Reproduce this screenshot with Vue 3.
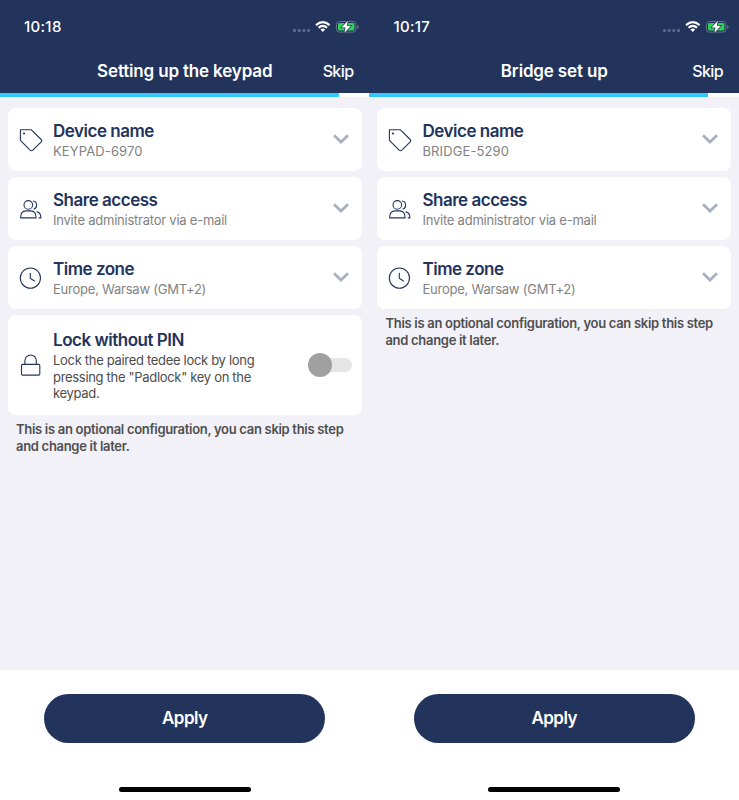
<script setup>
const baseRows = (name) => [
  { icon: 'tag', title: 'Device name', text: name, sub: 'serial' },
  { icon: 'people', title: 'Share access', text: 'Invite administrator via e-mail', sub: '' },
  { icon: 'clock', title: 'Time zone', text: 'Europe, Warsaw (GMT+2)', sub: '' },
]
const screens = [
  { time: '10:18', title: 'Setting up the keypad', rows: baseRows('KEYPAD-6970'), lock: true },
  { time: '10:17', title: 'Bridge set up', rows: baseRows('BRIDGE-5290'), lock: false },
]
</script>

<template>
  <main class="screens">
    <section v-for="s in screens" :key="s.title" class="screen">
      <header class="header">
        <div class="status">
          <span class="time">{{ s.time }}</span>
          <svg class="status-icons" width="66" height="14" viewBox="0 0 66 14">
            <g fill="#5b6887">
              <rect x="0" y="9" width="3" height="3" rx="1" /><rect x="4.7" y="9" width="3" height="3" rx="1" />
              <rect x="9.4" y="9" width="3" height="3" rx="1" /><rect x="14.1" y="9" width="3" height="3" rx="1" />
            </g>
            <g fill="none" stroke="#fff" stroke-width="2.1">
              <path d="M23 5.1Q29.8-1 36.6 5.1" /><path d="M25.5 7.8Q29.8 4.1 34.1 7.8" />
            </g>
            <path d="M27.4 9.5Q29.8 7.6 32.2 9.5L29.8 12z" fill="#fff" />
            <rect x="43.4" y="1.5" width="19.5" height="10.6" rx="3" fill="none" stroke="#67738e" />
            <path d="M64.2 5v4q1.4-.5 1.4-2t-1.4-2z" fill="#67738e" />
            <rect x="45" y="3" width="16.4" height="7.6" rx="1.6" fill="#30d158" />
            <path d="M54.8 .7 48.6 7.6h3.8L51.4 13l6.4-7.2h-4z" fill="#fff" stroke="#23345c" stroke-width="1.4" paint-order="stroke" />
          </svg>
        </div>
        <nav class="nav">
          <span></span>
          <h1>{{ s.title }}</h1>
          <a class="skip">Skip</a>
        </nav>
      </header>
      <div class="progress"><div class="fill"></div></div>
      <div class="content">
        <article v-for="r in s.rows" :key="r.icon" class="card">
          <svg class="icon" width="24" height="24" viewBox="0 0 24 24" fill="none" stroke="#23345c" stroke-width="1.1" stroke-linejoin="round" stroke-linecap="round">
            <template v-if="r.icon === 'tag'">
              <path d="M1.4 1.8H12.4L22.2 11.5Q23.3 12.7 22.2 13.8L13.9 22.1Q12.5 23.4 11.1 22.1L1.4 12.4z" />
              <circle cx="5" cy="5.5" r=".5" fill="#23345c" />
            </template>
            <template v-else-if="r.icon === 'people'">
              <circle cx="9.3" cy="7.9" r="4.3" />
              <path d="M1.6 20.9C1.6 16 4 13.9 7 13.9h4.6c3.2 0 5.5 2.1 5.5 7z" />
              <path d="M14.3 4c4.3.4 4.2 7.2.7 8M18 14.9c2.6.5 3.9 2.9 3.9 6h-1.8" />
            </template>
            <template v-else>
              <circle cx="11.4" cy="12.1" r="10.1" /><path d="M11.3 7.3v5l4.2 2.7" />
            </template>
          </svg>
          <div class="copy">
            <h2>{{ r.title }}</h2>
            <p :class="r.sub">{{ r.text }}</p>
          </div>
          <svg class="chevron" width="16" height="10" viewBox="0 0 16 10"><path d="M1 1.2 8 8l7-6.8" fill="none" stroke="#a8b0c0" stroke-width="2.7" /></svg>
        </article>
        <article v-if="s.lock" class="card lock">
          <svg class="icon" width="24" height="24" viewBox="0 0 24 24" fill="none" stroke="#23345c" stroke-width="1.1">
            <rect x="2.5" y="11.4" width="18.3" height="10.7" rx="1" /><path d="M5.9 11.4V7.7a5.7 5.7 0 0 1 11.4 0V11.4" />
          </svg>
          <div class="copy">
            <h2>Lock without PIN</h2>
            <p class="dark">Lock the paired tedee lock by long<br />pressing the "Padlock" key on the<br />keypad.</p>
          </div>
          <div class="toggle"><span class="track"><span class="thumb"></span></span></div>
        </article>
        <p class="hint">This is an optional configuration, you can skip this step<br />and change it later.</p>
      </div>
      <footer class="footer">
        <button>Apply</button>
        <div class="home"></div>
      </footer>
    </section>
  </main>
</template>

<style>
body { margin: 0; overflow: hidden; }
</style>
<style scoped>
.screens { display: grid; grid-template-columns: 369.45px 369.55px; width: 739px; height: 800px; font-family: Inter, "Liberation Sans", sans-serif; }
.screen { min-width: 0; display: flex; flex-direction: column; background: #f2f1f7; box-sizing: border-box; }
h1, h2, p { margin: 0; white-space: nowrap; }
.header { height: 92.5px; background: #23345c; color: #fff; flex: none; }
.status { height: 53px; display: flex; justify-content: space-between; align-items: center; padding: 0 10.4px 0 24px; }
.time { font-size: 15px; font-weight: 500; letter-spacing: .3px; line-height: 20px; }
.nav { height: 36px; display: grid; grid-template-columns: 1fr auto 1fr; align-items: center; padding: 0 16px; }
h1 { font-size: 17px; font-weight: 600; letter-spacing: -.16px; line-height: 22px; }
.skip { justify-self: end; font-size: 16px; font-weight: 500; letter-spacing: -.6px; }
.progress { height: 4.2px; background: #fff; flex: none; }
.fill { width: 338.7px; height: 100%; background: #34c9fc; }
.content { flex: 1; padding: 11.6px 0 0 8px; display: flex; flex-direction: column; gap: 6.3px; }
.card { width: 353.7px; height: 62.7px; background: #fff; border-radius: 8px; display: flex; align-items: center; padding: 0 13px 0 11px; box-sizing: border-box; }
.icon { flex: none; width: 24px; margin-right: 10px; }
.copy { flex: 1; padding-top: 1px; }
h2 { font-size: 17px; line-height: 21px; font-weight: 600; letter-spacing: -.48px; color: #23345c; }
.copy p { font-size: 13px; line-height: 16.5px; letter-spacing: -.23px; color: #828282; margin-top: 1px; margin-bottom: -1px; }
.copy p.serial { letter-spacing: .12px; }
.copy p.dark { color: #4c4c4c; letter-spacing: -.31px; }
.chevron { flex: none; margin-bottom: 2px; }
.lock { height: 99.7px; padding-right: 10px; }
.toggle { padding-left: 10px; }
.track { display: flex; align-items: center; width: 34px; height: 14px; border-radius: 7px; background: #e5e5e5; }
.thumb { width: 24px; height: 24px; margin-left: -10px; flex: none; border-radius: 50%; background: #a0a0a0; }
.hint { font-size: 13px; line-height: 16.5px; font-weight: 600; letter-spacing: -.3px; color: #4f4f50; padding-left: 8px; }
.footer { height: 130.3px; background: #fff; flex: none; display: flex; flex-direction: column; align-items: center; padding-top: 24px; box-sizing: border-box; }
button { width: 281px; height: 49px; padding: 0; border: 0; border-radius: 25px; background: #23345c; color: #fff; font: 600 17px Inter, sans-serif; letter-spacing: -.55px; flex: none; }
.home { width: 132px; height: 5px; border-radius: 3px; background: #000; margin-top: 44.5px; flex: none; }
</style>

• Given problem
Write out the listing word for word, omitting the pictures it holds.

• Output below
Reproduce this screenshot with Vue 3.
<script setup>
const baseRows = (name) => [
  { icon: 'tag', title: 'Device name', text: name, sub: 'serial' },
  { icon: 'people', title: 'Share access', text: 'Invite administrator via e-mail', sub: '' },
  { icon: 'clock', title: 'Time zone', text: 'Europe, Warsaw (GMT+2)', sub: '' },
]
const screens = [
  { time: '10:18', title: 'Setting up the keypad', rows: baseRows('KEYPAD-6970'), lock: true },
  { time: '10:17', title: 'Bridge set up', rows: baseRows('BRIDGE-5290'), lock: false },
]
</script>

<template>
  <main class="screens">
    <section v-for="s in screens" :key="s.title" class="screen">
      <header class="header">
        <div class="status">
          <span class="time">{{ s.time }}</span>
          <svg class="status-icons" width="66" height="14" viewBox="0 0 66 14">
            <g fill="#5b6887">
              <rect x="0" y="9" width="3" height="3" rx="1" /><rect x="4.7" y="9" width="3" height="3" rx="1" />
              <rect x="9.4" y="9" width="3" height="3" rx="1" /><rect x="14.1" y="9" width="3" height="3" rx="1" />
            </g>
            <g fill="none" stroke="#fff" stroke-width="2.1">
              <path d="M23 5.1Q29.8-1 36.6 5.1" /><path d="M25.5 7.8Q29.8 4.1 34.1 7.8" />
            </g>
            <path d="M27.4 9.5Q29.8 7.6 32.2 9.5L29.8 12z" fill="#fff" />
            <rect x="43.4" y="1.5" width="19.5" height="10.6" rx="3" fill="none" stroke="#67738e" />
            <path d="M64.2 5v4q1.4-.5 1.4-2t-1.4-2z" fill="#67738e" />
            <rect x="45" y="3" width="16.4" height="7.6" rx="1.6" fill="#30d158" />
            <path d="M54.8 .7 48.6 7.6h3.8L51.4 13l6.4-7.2h-4z" fill="#fff" stroke="#23345c" stroke-width="1.4" paint-order="stroke" />
          </svg>
        </div>
        <nav class="nav">
          <span></span>
          <h1>{{ s.title }}</h1>
          <a class="skip">Skip</a>
        </nav>
      </header>
      <div class="progress"><div class="fill"></div></div>
      <div class="content">
        <article v-for="r in s.rows" :key="r.icon" class="card">
          <svg class="icon" width="24" height="24" viewBox="0 0 24 24" fill="none" stroke="#23345c" stroke-width="1.1" stroke-linejoin="round" stroke-linecap="round">
            <template v-if="r.icon === 'tag'">
              <path d="M1.4 1.8H12.4L22.2 11.5Q23.3 12.7 22.2 13.8L13.9 22.1Q12.5 23.4 11.1 22.1L1.4 12.4z" />
              <circle cx="5" cy="5.5" r=".5" fill="#23345c" />
            </template>
            <template v-else-if="r.icon === 'people'">
              <circle cx="9.3" cy="7.9" r="4.3" />
              <path d="M1.6 20.9C1.6 16 4 13.9 7 13.9h4.6c3.2 0 5.5 2.1 5.5 7z" />
              <path d="M14.3 4c4.3.4 4.2 7.2.7 8M18 14.9c2.6.5 3.9 2.9 3.9 6h-1.8" />
            </template>
            <template v-else>
              <circle cx="11.4" cy="12.1" r="10.1" /><path d="M11.3 7.3v5l4.2 2.7" />
            </template>
          </svg>
          <div class="copy">
            <h2>{{ r.title }}</h2>
            <p :class="r.sub">{{ r.text }}</p>
          </div>
          <svg class="chevron" width="16" height="10" viewBox="0 0 16 10"><path d="M1 1.2 8 8l7-6.8" fill="none" stroke="#a8b0c0" stroke-width="2.7" /></svg>
        </article>
        <article v-if="s.lock" class="card lock">
          <svg class="icon" width="24" height="24" viewBox="0 0 24 24" fill="none" stroke="#23345c" stroke-width="1.1">
            <rect x="2.5" y="11.4" width="18.3" height="10.7" rx="1" /><path d="M5.9 11.4V7.7a5.7 5.7 0 0 1 11.4 0V11.4" />
          </svg>
          <div class="copy">
            <h2>Lock without PIN</h2>
            <p class="dark">Lock the paired tedee lock by long<br />pressing the "Padlock" key on the<br />keypad.</p>
          </div>
          <div class="toggle"><span class="track"><span class="thumb"></span></span></div>
        </article>
        <p class="hint">This is an optional configuration, you can skip this step<br />and change it later.</p>
      </div>
      <footer class="footer">
        <button>Apply</button>
        <div class="home"></div>
      </footer>
    </section>
  </main>
</template>

<style>
body { margin: 0; overflow: hidden; }
</style>
<style scoped>
.screens { display: grid; grid-template-columns: 369.45px 369.55px; width: 739px; height: 800px; font-family: Inter, "Liberation Sans", sans-serif; }
.screen { min-width: 0; display: flex; flex-direction: column; background: #f2f1f7; box-sizing: border-box; }
h1, h2, p { margin: 0; white-space: nowrap; }
.header { height: 92.5px; background: #23345c; color: #fff; flex: none; }
.status { height: 53px; display: flex; justify-content: space-between; align-items: center; padding: 0 10.4px 0 24px; }
.time { font-size: 15px; font-weight: 500; letter-spacing: .3px; line-height: 20px; }
.nav { height: 36px; display: grid; grid-template-columns: 1fr auto 1fr; align-items: center; padding: 0 16px; }
h1 { font-size: 17px; font-weight: 600; letter-spacing: -.16px; line-height: 22px; }
.skip { justify-self: end; font-size: 16px; font-weight: 500; letter-spacing: -.6px; }
.progress { height: 4.2px; background: #fff; flex: none; }
.fill { width: 338.7px; height: 100%; background: #34c9fc; }
.content { flex: 1; padding: 11.6px 0 0 8px; display: flex; flex-direction: column; gap: 6.3px; }
.card { width: 353.7px; height: 62.7px; background: #fff; border-radius: 8px; display: flex; align-items: center; padding: 0 13px 0 11px; box-sizing: border-box; }
.icon { flex: none; width: 24px; margin-right: 10px; }
.copy { flex: 1; padding-top: 1px; }
h2 { font-size: 17px; line-height: 21px; font-weight: 600; letter-spacing: -.48px; color: #23345c; }
.copy p { font-size: 13px; line-height: 16.5px; letter-spacing: -.23px; color: #828282; margin-top: 1px; margin-bottom: -1px; }
.copy p.serial { letter-spacing: .12px; }
.copy p.dark { color: #4c4c4c; letter-spacing: -.31px; }
.chevron { flex: none; margin-bottom: 2px; }
.lock { height: 99.7px; padding-right: 10px; }
.toggle { padding-left: 10px; }
.track { display: flex; align-items: center; width: 34px; height: 14px; border-radius: 7px; background: #e5e5e5; }
.thumb { width: 24px; height: 24px; margin-left: -10px; flex: none; border-radius: 50%; background: #a0a0a0; }
.hint { font-size: 13px; line-height: 16.5px; font-weight: 600; letter-spacing: -.3px; color: #4f4f50; padding-left: 8px; }
.footer { height: 130.3px; background: #fff; flex: none; display: flex; flex-direction: column; align-items: center; padding-top: 24px; box-sizing: border-box; }
button { width: 281px; height: 49px; padding: 0; border: 0; border-radius: 25px; background: #23345c; color: #fff; font: 600 17px Inter, sans-serif; letter-spacing: -.55px; flex: none; }
.home { width: 132px; height: 5px; border-radius: 3px; background: #000; margin-top: 44.5px; flex: none; }
</style>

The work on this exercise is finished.